Warriors
Description
$10.95
ISBN 0-88922-282-7
DDC C842'.54
Author
Publisher
Year
Contributor
Ian C. Nelson is Assistant Director of Libraries, University of
Saskatchewan; and Director, Saskatoon Gateway Plays, Regina Summer
Stage, and La Troupe du Jour.
Review
Garneau is first of all a poet who calls himself an “écrivain
public.” He is dedicated to a kind of poetry that speaks directly to
the reader and so, with an almost unequaled energy, he has embarked upon
a long, varied career encompassing writing in many genres and media:
plays, songs, translations, and texts for film, radio, and television.

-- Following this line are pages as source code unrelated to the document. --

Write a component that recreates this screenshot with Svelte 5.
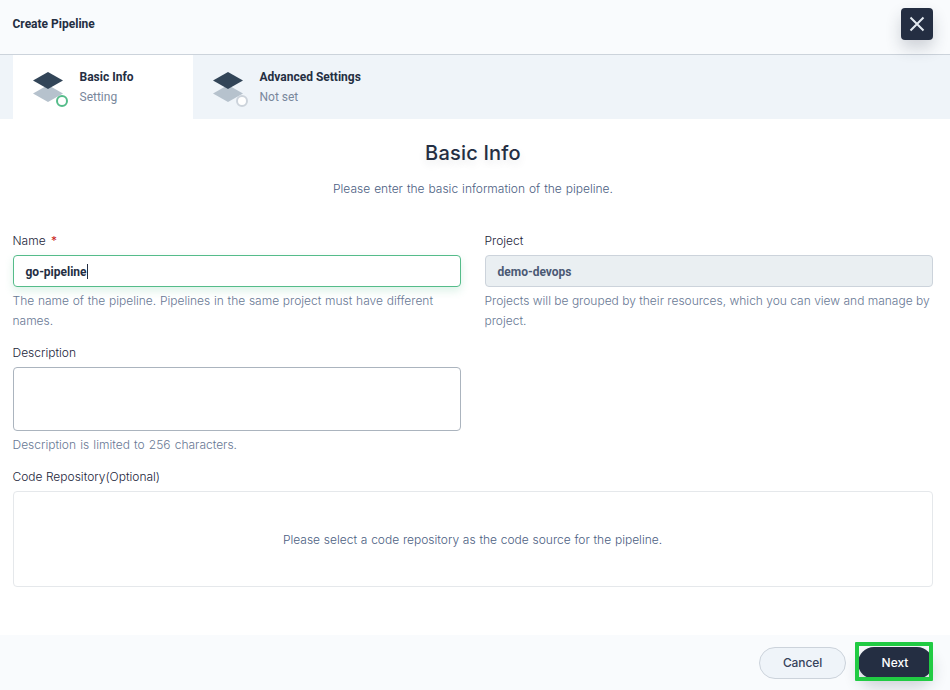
<script>
  const steps = [
    { title: 'Basic Info', state: 'Setting', current: true },
    { title: 'Advanced Settings', state: 'Not set', current: false }
  ];
</script>

<div class="modal">
  <header>
    <h1>Create Pipeline</h1>
    <button class="close" aria-label="Close">
      <svg width="16" height="16" viewBox="0 0 16 16"><path d="M1.500 1.500 14.500 14.500M14.500 1.500 1.500 14.500" stroke="#e3e9ef" stroke-width="2" stroke-linecap="butt" /></svg>
    </button>
  </header>
  <nav>
    {#each steps as step}
      <div class="step" class:current={step.current}>
        <svg class="layers" width="40" height="40" viewBox="0 0 40 40">
          <path d="M5 26.500 20 18l15 8.500L20 35Z" fill="#b6c2cd" />
          <path d="M5 13.500 20 5l15 8.500L20 22Z" fill="#324558" />
          <circle cx="34" cy="34" r="5" fill="#fff" stroke={step.current ? '#55bc8a' : '#ccd3db'} stroke-width="2" />
        </svg>
        <div class="step-text">
          <strong>{step.title}</strong>
          <span>{step.state}</span>
        </div>
      </div>
    {/each}
  </nav>
  <main>
    <h2>Basic Info</h2>
    <p class="subtitle">Please enter the basic information of the pipeline.</p>
    <div class="columns">
      <div class="field">
        <div class="label">Name <i>*</i></div>
        <div class="input focused">go-pipeline<span class="caret"></span></div>
        <p class="help name-help">The name of the pipeline. Pipelines in the same project must have different names.</p>
      </div>
      <div class="field">
        <div class="label">Project</div>
        <div class="input disabled">demo-devops</div>
        <p class="help">Projects will be grouped by their resources, which you can view and manage by project.</p>
      </div>
    </div>
    <div class="field half">
      <div class="label">Description</div>
      <div class="input area"></div>
      <p class="help desc-help">Description is limited to 256 characters.</p>
    </div>
    <div class="field">
      <div class="label">Code Repository(Optional)</div>
      <div class="empty">Please select a code repository as the code source for the pipeline.</div>
    </div>
  </main>
  <footer>
    <button class="cancel">Cancel</button>
    <div class="next-wrap">
      <button class="next">Next</button>
      <span class="highlight"></span>
    </div>
  </footer>
</div>

<style>
  :global(body) { background: #fff; }
  .modal, .modal * { box-sizing: border-box; }
  .modal {
    width: 950px;
    height: 690px;
    overflow: hidden;
    display: flex;
    flex-direction: column;
    font: 400 12px/20px Roboto, sans-serif;
    color: #242e42;
  }
  h1, h2, p { margin: 0; }
  button { font: inherit; padding: 0; }
  header {
    height: 55px;
    flex: none;
    display: flex;
    justify-content: space-between;
    align-items: flex-start;
    padding: 8px 17px 0 12.500px;
    background: #f9fbfd;
    border-bottom: 1px solid #ccd3db;
  }
  h1 { font-size: 12px; font-weight: 700; line-height: 32px; }
  .close {
    position: relative;
    width: 32px;
    height: 32px;
    display: flex;
    align-items: center;
    justify-content: center;
    border: 0;
    border-radius: 4px;
    background: #242e42;
    box-shadow: 0 8px 16px rgba(36, 46, 66, 0.2);
  }
  nav { height: 64px; flex: none; display: flex; padding-left: 13px; background: #eff4f9; }
  .step { width: 180px; display: flex; padding: 12px 0 0 15px; }
  .step.current { background: #fff; }
  .step:not(.current) { width: 200px; }
  .layers { flex: none; margin-right: 11.500px; overflow: visible; }
  .step-text { display: flex; flex-direction: column; white-space: nowrap; }
  .step-text span { color: #79879c; }
  main { flex: 1; padding: 20px 17px 0 13px; }
  h2 {
    font: 500 20px/28px Inter, sans-serif;
    letter-spacing: 0.2px;
    text-align: center;
    text-shadow: 0 4px 8px rgba(36, 46, 66, 0.1);
  }
  .subtitle, .help, .empty, .label { font-family: Inter, sans-serif; font-weight: 300; }
  .subtitle { margin-top: 12px; text-align: center; color: #4c6082; word-spacing: 0.6px; }
  .columns { display: grid; grid-template-columns: 448px 448px; gap: 24px; margin-top: 32px; }
  .label { margin-bottom: 4px; margin-left: -0.500px; color: #1b243a; }
  .label i { margin-left: 2px; font-style: normal; font-weight: 400; color: #ca2621; }
  .input {
    height: 32px;
    display: flex;
    align-items: center;
    padding: 2px 12px 0 11.500px;
    border: 1px solid #abb4be;
    border-radius: 4px;
    font-weight: 700;
  }
  .focused { border-color: #55bc8a; box-shadow: 0 4px 8px rgba(85, 188, 138, 0.2); }
  .disabled { background: #eaeff2; border-color: #ccd3db; color: #4a5974; }
  .caret { width: 1px; height: 15px; margin-top: -2px; background: #242e42; }
  .area { height: 64px; }
  .half { width: 448px; margin-top: 12px; }
  .help { margin: 4px 0 0 -0.500px; color: #687894; }
  .name-help { word-spacing: 0.35px; }
  .desc-help { word-spacing: 0.8px; }
  .half + .field { margin-top: 12px; }
  .empty {
    height: 96px;
    display: flex;
    align-items: center;
    justify-content: center;
    padding: 1px 1px 0 0;
    border: 1px solid #e5e8eb;
    border-radius: 4px;
    color: #4c6082;
    word-spacing: 0.4px;
  }
  footer {
    height: 55px;
    flex: none;
    display: flex;
    justify-content: flex-end;
    gap: 12px;
    padding: 12px 18px 0;
    background: #f9fbfd;
  }
  footer button { height: 32px; border-radius: 16px; font-family: Inter, sans-serif; font-weight: 500; }
  .cancel { width: 87px; border: 1px solid #ccd3db; background: #eff4f9; color: #36435c; letter-spacing: -0.1px; }
  .next-wrap { position: relative; width: 74px; }
  .next { width: 75px; padding-right: 1px; border: 0; background: #242e42; color: #fff; box-shadow: 0 8px 16px rgba(36, 46, 66, 0.2); }
  .highlight { position: absolute; inset: -5px -0.500px auto -3px; height: 39px; border: 4px solid #21cb43; border-radius: 1px; }
</style>
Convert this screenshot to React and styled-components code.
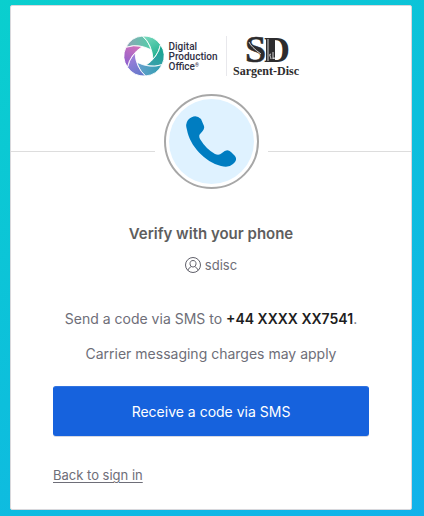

He was arrested and imprisoned during the October Crisis and in 1978,
when Les Célébrations was chosen for the Governor General’s Literary
Award in drama, he refused as a staunch Québécois. Louise Forsyth has
noted that his work often is a “cross-over between languages of poetry
and theatre.”
Nowhere is this more evident than in Warriors, a translation of Les
Guerriers, first produced at l’Atelier du Centre national des Arts in
1989, and in English at the Martha Cohen Theatre in Calgary in 1990. A
play divided into nine days, it is a script that easily fills the bill
as a “poem in disguise,” by the writing, by the typography, by the
laconic directions. Fortunately Gaboriau has a good sense of the
Québécois idiom and knows when to adapt rather than translate
literally: a little gem tucked into the author’s directions for Day 5
is her rendering of “un fou dans une poche” as “Sylvester caught
stalking tweety bird.”
The situation is a forced confinement of two ad writers who, within 10
days, must come up with a new slogan for the Canadian Armed Forces. The
two characters fall rather easily into the roles of thinker and goad:
“I [can’t] tell you what you feel, but you can tell me what to
feel.”
The dramatic tension lies principally in that one of the two is in
imminent danger of suffering cardiac arrest (will they complete their
task?) and that, fueled by Scotch and cocaine, both are able to call up
long descriptive litanies of destruction, death, and hopelessness. What
is frightening is the energy that goes into promotion and the
ridiculousness of what turns out to be “catchy,” because we know the
power of advertising slogans. One of the duo is credited with having
“vomited out” at the end of a think-tank session the famous slogan
of the egg marketing board, “Get crackin’ ” (in the original it
was the Association des producteurs de lait and the slogan was “le
lait c’est vachement bon”). Quoting the omnipresent
God-is-dead-Nietzsche-is-dead, one character wryly harps on the fact
that he always finds popular slogans “in the same toilet.” That they
are “selling” armament and using Scotch and cocaine and a load of
modern electronic paraphernalia as entry into the new “holy wars” is
profoundly disturbing. And perhaps that is the ultimate message of this
play, which calls for lights and projections to punctuate each of its
nine days with “BLACKOUT IMAGE BLACKOUT” or “IMAGE BLACKOUT
IMAGE.” Technically, therefore, one is tempted to see a link between
the production values of Warriors and those of Garneau’s highly visual
Les neiges or Le Bonhomme Sept Heures, although the furnishings risk
being gratuitous for Warriors, where the overwhelming impression is of a
measured sense of ritual and a rather intellectual climax.
Warriors is clever and disturbing although not preeminently dramatic.
Gaboriau has provided an extremely fine English translation.